Da Família à Economia do País: Como Cidadãos Financeiramente Sábios Constroem uma Nação Mais Forte
Os benefícios da educação financeira transcendem o indivíduo e impactam positivamente toda a sociedade.
- Estímulo ao Empreendedorismo: Cidadãos que entendem de finanças têm mais confiança para abrir seus próprios negócios, pois sabem como fazer um plano de negócios, como buscar crédito de forma saudável e como gerenciar o fluxo de caixa. Isso gera mais empregos e inovação.
- Fortalecimento do Mercado de Capitais: Com mais pessoas investindo de forma consciente, o mercado de capitais se torna mais robusto. As empresas conseguem se financiar com mais facilidade através da bolsa de valores, investindo em crescimento e gerando um ciclo virtuoso para a economia.
- Redução da Desigualdade Social: A educação financeira é uma poderosa ferramenta de inclusão. Ela quebra um ciclo em que o conhecimento sobre dinheiro fica restrito a famílias que já possuem patrimônio. Ao democratizar essa informação na escola, damos a todos os alunos, independentemente de sua origem, a mesma chance de construir um futuro próspero.
- Sistema Financeiro Mais Estável: Uma população mais educada financeiramente significa menos inadimplência, o que torna todo o sistema bancário e de crédito mais seguro e estável.
“Mas Isso Não é Papel dos Pais?”: Desmistificando os Mitos e Obstáculos da Educação Financeira Escolar
Um argumento comum é que a educação financeira é uma responsabilidade da família. Embora o papel dos pais seja fundamental, essa visão é incompleta e problemática por várias razões.

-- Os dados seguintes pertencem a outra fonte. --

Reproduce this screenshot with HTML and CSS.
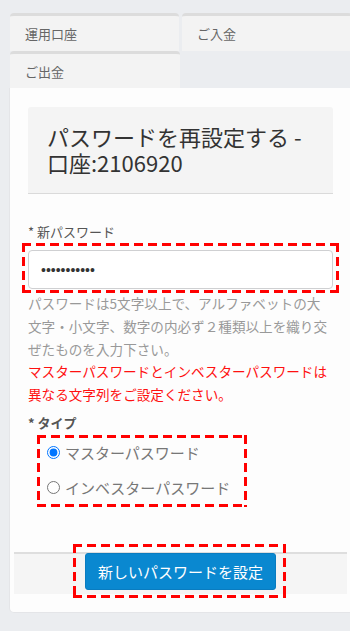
FILE: index.html
```html
<!DOCTYPE html>
<html lang="ja">
<head>
  <meta charset="UTF-8" />
  <title>パスワードを再設定する</title>
  <link rel="stylesheet" href="styles.css">
</head>
<body>

<div class="page">
  <div class="tabs">
    <div class="tab">運用口座</div>
    <div class="tab">ご入金</div>
    <div class="tab">ご出金</div>
  </div>

  <div class="card">
    <div class="card-head">パスワードを再設定する - 口座:2106920</div>

    <div class="form-group">
      <label class="label" for="new-pass">* 新パスワード</label>
      <div class="mark-box dash">
        <input class="input" id="new-pass" type="password" value="12345678901">
      </div>
      <div class="help">パスワードは5文字以上で、アルファベットの大文字・小文字、数字の内必ず２種類以上を織り交ぜたものを入力下さい。</div>
      <div class="help warn">マスターパスワードとインベスターパスワードは異なる文字列をご設定ください。</div>
    </div>

    <div class="form-group tight">
      <div class="label strong">* タイプ</div>
      <div class="radios dash">
        <label class="radio"><input type="radio" name="type" checked> マスターパスワード</label>
        <label class="radio"><input type="radio" name="type"> インベスターパスワード</label>
      </div>
    </div>

    <div class="card-foot">
      <span class="btn-wrap">
        <button class="btn">新しいパスワードを設定</button>
      </span>
    </div>
  </div>
</div>

</body>
</html>
```

FILE: styles.css
```css
* {
  box-sizing: border-box;
}

html, body {
  margin: 0;
  padding: 0;
  background: #ebedf0;
  font-family: "Noto Sans CJK JP", "Noto Sans", sans-serif;
  overflow: hidden;
}

.page {
  width: 343px;
  margin-left: 9px;
  padding-top: 13px;
}

.tabs {
  display: grid;
  grid-template-columns: 169px 1fr;
  column-gap: 3px;
  margin-left: 1px;
}

.tab {
  height: 38px;
  padding-left: 15px;
  display: flex;
  align-items: center;
  font-size: 13px;
  color: #666;
  background: #f3f3f3;
  border-top: 3px solid #dcdcdc;
  border-radius: 4px 4px 0 0;
}

.tab:nth-child(3) {
  height: 37px;
  width: 170px;
}

.card {
  background: #fdfdfd;
  border: 1px solid #e4e5e8;
  border-top: none;
  border-radius: 0 0 0 5px;
  padding: 19px 0 18px;
}

.card-head {
  margin: 0 18px;
  padding: 16px 19px 18px;
  background: #f4f4f4;
  border-bottom: 1px solid #dadada;
  border-radius: 3px 3px 0 0;
  font-size: 22px;
  line-height: 26px;
  color: #333;
}

.form-group {
  margin: 0 18px;
  padding-top: 29px;
}

.form-group.tight {
  padding-top: 8px;
}

.label {
  display: block;
  font-size: 13px;
  line-height: 18px;
  color: #555;
  margin-bottom: 2px;
}

.label.strong {
  font-weight: bold;
  margin-bottom: 3px;
}

/* red dashed annotation frame, 3px thick, 9px dash / 5px gap */
.dash {
  background-image:
    repeating-linear-gradient(90deg, #ff0000 0 9px, transparent 9px 14px),
    repeating-linear-gradient(90deg, #ff0000 0 9px, transparent 9px 14px),
    repeating-linear-gradient(180deg, #ff0000 0 9px, transparent 9px 14px),
    repeating-linear-gradient(180deg, #ff0000 0 9px, transparent 9px 14px);
  background-size: 100% 3px, 100% 3px, 3px 100%, 3px 100%;
  background-position: left top, left bottom, left top, right top;
  background-repeat: no-repeat;
}

.mark-box {
  margin: 0 -6px;
  padding: 7px 6px 4px;
}

.input {
  display: block;
  width: 100%;
  height: 39px;
  padding: 0 12px;
  border: 1px solid #cfd0d2;
  border-radius: 4px;
  background: #fff;
  font-size: 14px;
  color: #333;
}

.help {
  margin-top: -1px;
  font-size: 13.6px;
  line-height: 22.8px;
  color: #999;
}

.help.warn {
  margin-top: 0;
  color: #ff1010;
}

.radios {
  display: inline-flex;
  flex-direction: column;
  gap: 11px;
  margin-left: 9px;
  padding: 6px 17px 7px 10px;
}

.radio {
  display: flex;
  align-items: center;
  gap: 5px;
  height: 24px;
  font-size: 15px;
  color: #777;
}

.radio input {
  margin: 0;
  width: 13px;
  height: 13px;
}

.card-foot {
  margin: 45px 4px 0;
  border-top: 2px solid #dedede;
  background: #f5f5f5;
  display: flex;
  justify-content: center;
  padding-bottom: 4px;
}

.btn-wrap {
  position: relative;
  margin-top: -1px;
}

.btn-wrap::after {
  content: "";
  position: absolute;
  top: -9px;
  bottom: -8px;
  left: -12px;
  right: -10px;
  pointer-events: none;
  background-image:
    repeating-linear-gradient(90deg, #ff0000 0 9px, transparent 9px 14px),
    repeating-linear-gradient(90deg, #ff0000 0 9px, transparent 9px 14px),
    repeating-linear-gradient(180deg, #ff0000 0 9px, transparent 9px 14px),
    repeating-linear-gradient(180deg, #ff0000 0 9px, transparent 9px 14px);
  background-size: 100% 3px, 100% 3px, 3px 100%, 3px 100%;
  background-position: left top, left bottom, left top, right top;
  background-repeat: no-repeat;
}

.btn {
  display: block;
  height: 37px;
  padding: 0 12px;
  border: 1px solid #0a7cc0;
  border-radius: 3px;
  background: #0a88d0;
  color: #fff;
  font-family: inherit;
  font-size: 15px;
}
```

- Muitos Pais Também Não Foram Ensinados: Como podemos esperar que os pais ensinem algo que eles mesmos nunca aprenderam formalmente? A maioria dos adultos de hoje está tentando aprender “na prática”, muitas vezes através de erros que custaram caro.
- A Escola como Niveladora Social: Deixar a cargo apenas da família perpetua a desigualdade. A escola pública, gratuita e de qualidade, é o único lugar capaz de garantir que todas as crianças, das mais ricas às mais pobres, tenham acesso ao mesmo conhecimento fundamental.
- Integração Curricular é Possível: A educação financeira não precisa ser uma matéria isolada. Ela é um “tema transversal”, que pode ser integrado de forma inteligente em outras disciplinas. A matemática pode usar exemplos de juros compostos em vez de problemas abstratos. A história pode discutir a inflação. A sociologia pode analisar o consumismo.
O principal obstáculo hoje não é a falta de espaço no currículo — a Base Nacional Comum Curricular (BNCC) já prevê a educação financeira como tema transversal —, mas sim a falta de formação para os professores e de materiais didáticos adequados para colocar essa diretriz em prática de forma eficaz.
Um Investimento no Futuro Que Não Pode Mais Ser Adiado
Ensinar uma criança a ler e a escrever lhe dá as ferramentas para entender o mundo. Ensinar-lhe sobre finanças lhe dá as ferramentas para construir seu próprio mundo. A alfabetização financeira não é sobre criar um país de milionários, mas sim um país de cidadãos capazes, conscientes e com poder de escolha.
A decisão de incluir, de forma séria e estruturada, a educação financeira nas escolas é um dos investimentos de mais alto retorno que podemos fazer como sociedade. É uma política pública de longo prazo que combate a pobreza, fortalece a economia e, acima de tudo, capacita cada indivíduo a ser o verdadeiro arquiteto de seu próprio futuro. A pergunta não é mais “se” devemos fazer isso, mas “o que estamos esperando para começar?”.